Enredo – Previsível, aliás, preocupantemente previsível, tendo em vista a experiência como leitor que o autor com certeza possui. Passei o livro adivinhando com tremenda facilidade os finais dos contos, um a um, com exceção (devo ser justo) de “O Renitente” que tinha certeza que ia acabar com mais uma morte e não acabou. Senti-me em um repeteco de “Avatar” (nada a ver com a história) no quesito “prever a obviedade”, aliás detesto esse filme, não bastasse ser anticristão, ecopanteísta, comunonaturalista, anticapitalista, antimilitarista babaca e antiocidental, ainda se dá ao luxo de não inovar em nada (fora nos gráficos). Com tanto dinheiro enterrado naquela porcaria, custava o Cameron gastar alguma coisa na feitura de um roteiro descente???? Custava a Tibor utilizar seu amplo leque de formação em Ficção Científica, literatura e experiência e fazer algo minimamente inovador??? Ficam as perguntas.
Em síntese, o livro é ruim.
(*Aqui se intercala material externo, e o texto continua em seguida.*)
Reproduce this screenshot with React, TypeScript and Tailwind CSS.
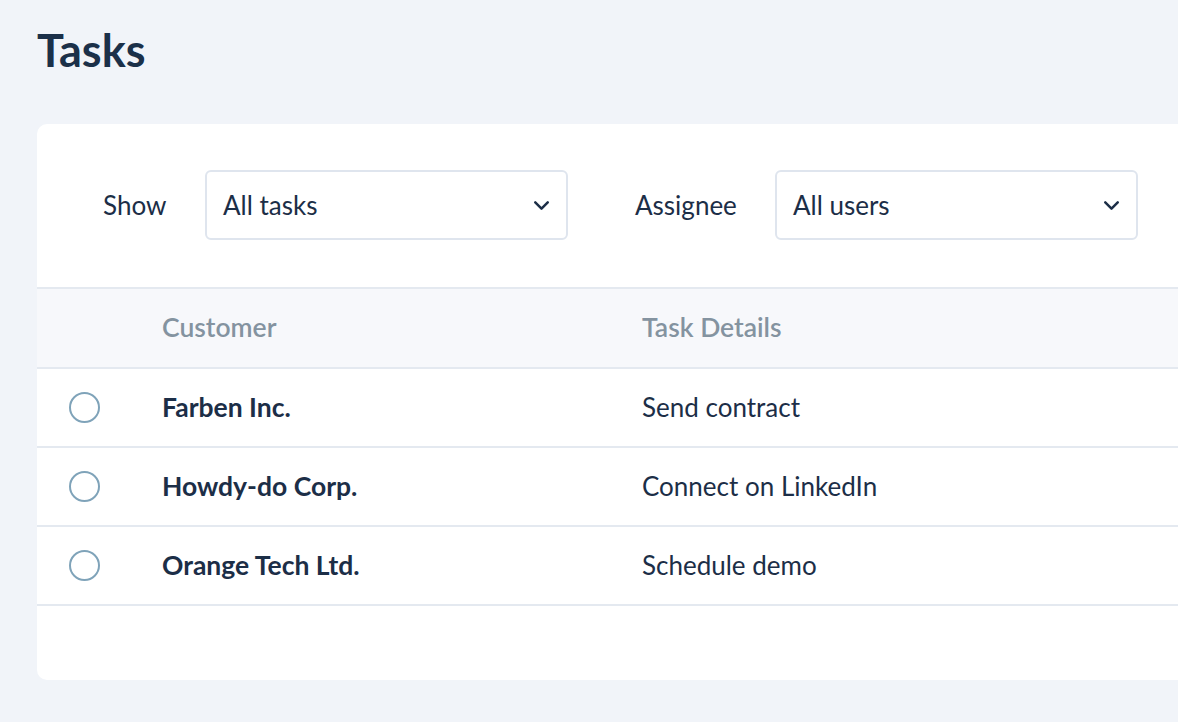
import { ChevronDown } from "lucide-react";

const tasks = [
    { customer: "Farben Inc.", details: "Send contract" },
    { customer: "Howdy-do Corp.", details: "Connect on LinkedIn" },
    { customer: "Orange Tech Ltd.", details: "Schedule demo" },
];

function Select({ value }: { value: string }) {
    return (
        <div className="flex items-center justify-between w-[363px] h-[70px] rounded-[6px] border-2 border-[#dfe5ee] bg-white pl-[16px] pr-[12px]">
            <span className="text-[26px] text-[#1c2e47]">{value}</span>
            <ChevronDown className="w-[25px] h-[25px] text-[#1c2e47]" strokeWidth={2.4} />
        </div>
    );
}

export default function App() {
    return (
        <div
            className="w-[1178px] h-[722px] overflow-hidden bg-[#f1f4f9] pl-[37px] pt-[22px]"
            style={{ fontFamily: "Lato, 'Open Sans', sans-serif" }}
        >
            <h1 className="text-[45px] font-bold leading-[56px] text-[#1b3049]">Tasks</h1>

            <div className="mt-[46px] w-[1200px] h-[556px] rounded-[10px] bg-white">
                {/* filtri */}
                <div className="flex items-center pl-[66px] pt-[46px] pb-[47px]">
                    <span className="w-[102px] text-[26px] text-[#1c2e47]">Show</span>
                    <Select value="All tasks" />
                    <span className="w-[207px] pl-[67px] text-[26px] text-[#1c2e47]">Assignee</span>
                    <Select value="All users" />
                </div>

                <div className="grid grid-cols-[125px_480px_1fr] border-t-2 border-[#e4e9f0] bg-[#f7f8fb] h-[80px] items-center">
                    <div />
                    <div className="text-[26.5px] font-semibold text-[#8493a0]">Customer</div>
                    <div className="text-[26.5px] font-semibold text-[#8493a0]">Task Details</div>
                </div>

                {tasks.map((t) => (
                    <div
                        key={t.customer}
                        className="grid grid-cols-[125px_480px_1fr] border-t-2 border-[#e4e9f0] h-[79px] items-center"
                    >
                        <div className="pl-[32px]">
                            <div className="w-[31px] h-[31px] rounded-full border-2 border-[#7fa3b9]" />
                        </div>
                        <div className="text-[26.5px] font-bold text-[#1c2e47]">{t.customer}</div>
                        <div className="text-[26px] text-[#1c2e47]">{t.details}</div>
                    </div>
                ))}
                <div className="border-t-2 border-[#e4e9f0]" />
            </div>
        </div>
    );
}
E a Tarja que me desculpe, mas a qualidade gráfica deste produto deixa muito a desejar. Como amante de literatura e atencioso colecionador de livros, tive o desprazer de lidar com uma edição que soltou pedaços. Tive de arrumar. Pensarei melhor antes de comprar outro livro da editora, ainda que conheça alguns bons exemplos de qualidade da mesma empresa.
Obs: O que me levou a escrever uma resenha tão grande foi a decepção com a qualidade que esperava do livro. E o fato de há tempos eu não me decepcionar tanto com uma seleção literária para leitura.